Compositora se sente uma operária de sua arte, incansável em sua jornada
Por Rubens Herbst
Para Ana, sobram talento, motivação e crença de que o suor vale a pena em nome da música
É fim de show e Ana Paula da Silva se despede da pequena plateia, não sem antes oferecer CDs seus cuidadosamente acomodados em uma cesta. Quando o último fã vai embora, ela ainda tem muito o que fazer – desplugar cabos, juntar partituras e suportes, guardar instrumentos nos cases, reunir equipamento de som e guardar tudo no porta-malas do carro.
Sem roadie, assistente ou empresário, Ana está acostumada a cuidar de cada detalhe de seu trabalho artístico, o que inclui “pegar no pesado” após as apresentações. Glamour não há, mas sobram talento, motivação e crença de que o suor vale a pena em nome da música. É assim há 20 anos, e, mais do que nunca, a cantora e compositora de Joinville se sente uma operária de sua arte, incansável em sua jornada, presa apenas ao soar de notas, melodias e palavras.
Curiosamente, a primeira paixão de Ana foi a dança, que ocupou sua vida até a adolescência. Música, porém, sempre habitou a casa, nos sambas entoados pelo pai e pelos irmãos, autodidatas como ela, que aprendeu os primeiros acordes aos 12 anos, tendo só as velhas revistinhas de partituras à frente. Afora alguns cursos e oficinas, a sala de aula foi a estrada.

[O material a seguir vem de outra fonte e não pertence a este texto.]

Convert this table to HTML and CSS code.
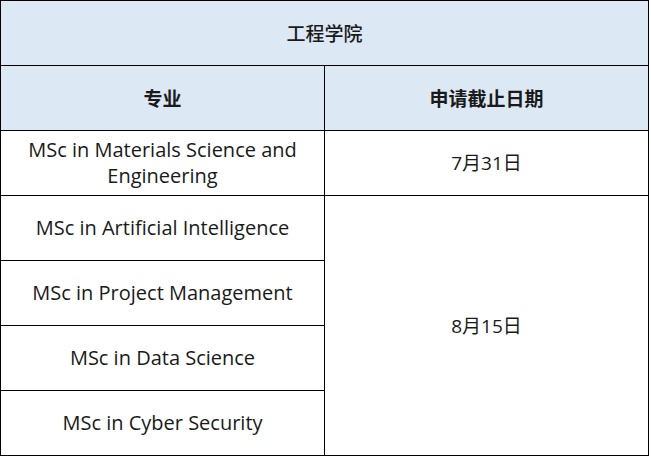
FILE: index.html
```html
<!DOCTYPE html>
<html lang="zh-CN">
<head>
<meta charset="utf-8">
<link rel="stylesheet" href="styles.css">
</head>
<body>
<table class="deadlines">
  <tr class="head">
    <th colspan="2" class="title">工程学院</th>
  </tr>
  <tr class="head">
    <th class="col">专业</th>
    <th class="col">申请截止日期</th>
  </tr>
  <tr>
    <td>MSc in Materials Science and<br>Engineering</td>
    <td class="date">7月31日</td>
  </tr>
  <tr>
    <td>MSc in Artificial Intelligence</td>
    <td rowspan="4" class="date">8月15日</td>
  </tr>
  <tr>
    <td>MSc in Project Management</td>
  </tr>
  <tr>
    <td>MSc in Data Science</td>
  </tr>
  <tr>
    <td>MSc in Cyber Security</td>
  </tr>
</table>
</body>
</html>
```

FILE: styles.css
```css
html, body {
  margin: 0;
  padding: 0;
  background: #ffffff;
}

.deadlines {
  border-collapse: collapse;
  width: 649px;
  table-layout: fixed;
  font-family: "Open Sans", "Noto Sans CJK SC", sans-serif;
  font-size: 20px;
  color: #1a1a1a;
}

.deadlines th,
.deadlines td {
  border: 1px solid #000000;
  height: 64px;
  padding: 0 2px;
  text-align: center;
  vertical-align: middle;
  line-height: 26px;
}

.head th {
  background: #dce8f4;
}

.title {
  font-size: 19px;
  font-weight: 500;
  font-family: "Noto Sans CJK SC", sans-serif;
}

.col {
  font-size: 19px;
  font-weight: 700;
  font-family: "Noto Sans CJK SC", sans-serif;
}

.deadlines .date {
  font-size: 19px;
}
```
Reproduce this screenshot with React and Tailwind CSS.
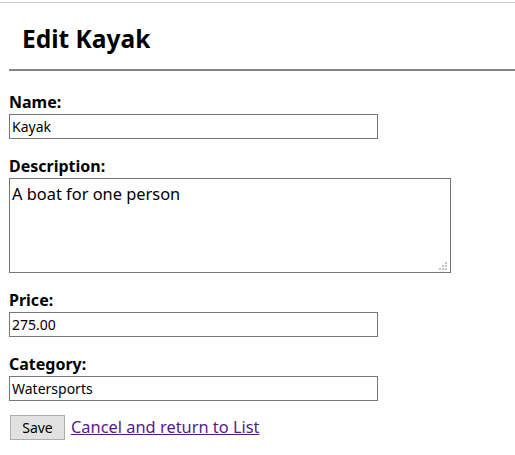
export default function App() {
  return (
    <div className="min-h-[455px] bg-white text-black font-['Noto_Sans',sans-serif]">
      <div className="h-[2px]" />
      <div className="border-t border-[#cfcfcf]" />
      <h2 className="pl-[22px] pt-[19px] pb-[13px] text-[24.5px] leading-[34px] font-bold">Edit Kayak</h2>
      <div className="ml-[9px] h-[2px] bg-[#858585]" />
      <form className="pl-[9px] pt-[22px]" onSubmit={(e) => e.preventDefault()}>
        <Field label="Name:">
          <input
            defaultValue="Kayak"
            className="block w-[369px] h-[25px] border border-[#767676] px-[2px] text-[14px] outline-none"
          />
        </Field>
        <Field label="Description:">
          <div className="relative w-[442px]">
            <textarea
              defaultValue="A boat for one person"
              className="block w-[442px] h-[95px] resize-none border border-[#767676] px-[2px] py-[4px] text-[16.4px] leading-[21px] outline-none"
            />
            <svg
              className="absolute right-[4px] bottom-[3px]"
              width="8"
              height="8"
              viewBox="0 0 8 8"
              fill="#c4c4c4"
            >
              <rect x="6" y="0" width="2" height="2" />
              <rect x="3" y="3" width="2" height="2" />
              <rect x="6" y="3" width="2" height="2" />
              <rect x="0" y="6" width="2" height="2" />
              <rect x="3" y="6" width="2" height="2" />
              <rect x="6" y="6" width="2" height="2" />
            </svg>
          </div>
        </Field>
        <Field label="Price:">
          <input
            defaultValue="275.00"
            className="block w-[369px] h-[25px] border border-[#767676] px-[2px] text-[14px] outline-none"
          />
        </Field>
        <Field label="Category:">
          <input
            defaultValue="Watersports"
            className="block w-[369px] h-[25px] border border-[#767676] px-[2px] text-[14px] outline-none"
          />
        </Field>
        <div className="flex items-center gap-[6px] -mt-[4px]">
          <button
            type="submit"
            className="ml-[1px] w-[55px] h-[25px] bg-[#e1e1e1] border border-[#adadad] text-[14px]"
          >
            Save
          </button>
          <a href="#" className="text-[16.4px] text-[#551a8b] underline">
            Cancel and return to List
          </a>
        </div>
      </form>
    </div>
  )
}

function Field({ label, children }) {
  return (
    <div className="mb-[18px]">
      <label className="block text-[16px] leading-[19px] font-bold mb-[2px]">{label}</label>
      {children}
    </div>
  )
}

— A coisa teórica é importante, mas ela não define a personalidade da sua arte. A minha experiência veio de tocar à noite em bares, participar de festivais, conhecer as pessoas e viajar, sair do meu quintal — enumera Ana, que começou a tocar profissionalmente aos 16 anos.
Depois de quatro anos, ela deixou a parceria com Juninho Salves e passou a acompanhar a si própria no violão, o que a lançou também no mundo das composições autorais. Tendo a música popular brasileira como referência máxima e permanente, Ana foi fazendo de cada disco uma impressão do momento pelo qual estava passando.
Quando em 2006 lançou Canto Negro e Por Causa do Samba, ela já morava havia dois anos na Áustria, para onde foi a convite do músico Alegre Corrêa. A recepção foi tão boa que Ana volta regularmente ao país, normalmente amparada por shows em outras terras europeias.
O ano de 2006 também marcou uma virada radical na vida de Ana: o nascimento da filha, Clara. Além da óbvia mudança na rotina e nos horizontes, a menina levou a mãe para novos caminhos musicais, como os arranjos do disco/livro Contos em Cantos (2009), ao lado do ator e escritor Humberto Soares.
Ainda em 2009, o Prêmio Pixinguinha permitiu a produção do disco Aos de Casa, um passaporte para o trabalho de Ana Paula ficar mais conhecido, algo convertido em turnês regulares.
Na Argentina, onde morou por um ano e fez mais de 40 shows, encantou-se pela independência e iniciativa dos colegas hermanos, o que a motivou a produzir o festivalAldeia de Todos os Cantos em Joinville, um intercâmbio entre músicos latinos que teve três edições entre 2013 e 2015.
— A arte independente possibilita ao público incentivar a música que ele gosta e ter um contato mais próximo com o artista — reflete Ana.
Liberdade criativa é, de fato, um tema caro à joinvilense. Ana nunca correu atrás de gravadora, por exemplo. Ela é seu próprio empresário, produtor e roadie. Da foto da capa do disco aos detalhes de cada turnê, tudo passa por seu crivo, e nada acontece sem que tenha total confiança naquilo que está fazendo.
— O meu canto é a minha própria asa — justifica, sem, no entanto, descartar a possibilidade de vir a contar com alguém que a ajude nas questões fora do âmbito puramente artístico.
— Tem muita seriedade no meu trabalho, tenho um respeito enorme pela música.
Tal deferência por sua arte chega a um ponto culminante com Raiz Forte, disco que sai agora, cinco anos após o Pé de Crioula e três após o songbook com suas composições organizado pela pianista Marisa Toledo, algo que lhe indicou a plenitude como autora.
É também o carimbo sonoro, à base de voz e violão, de um amadurecimento por estes 20 anos de carreira, sendo dez visitando regularmente a Europa, para onde voltará em maio.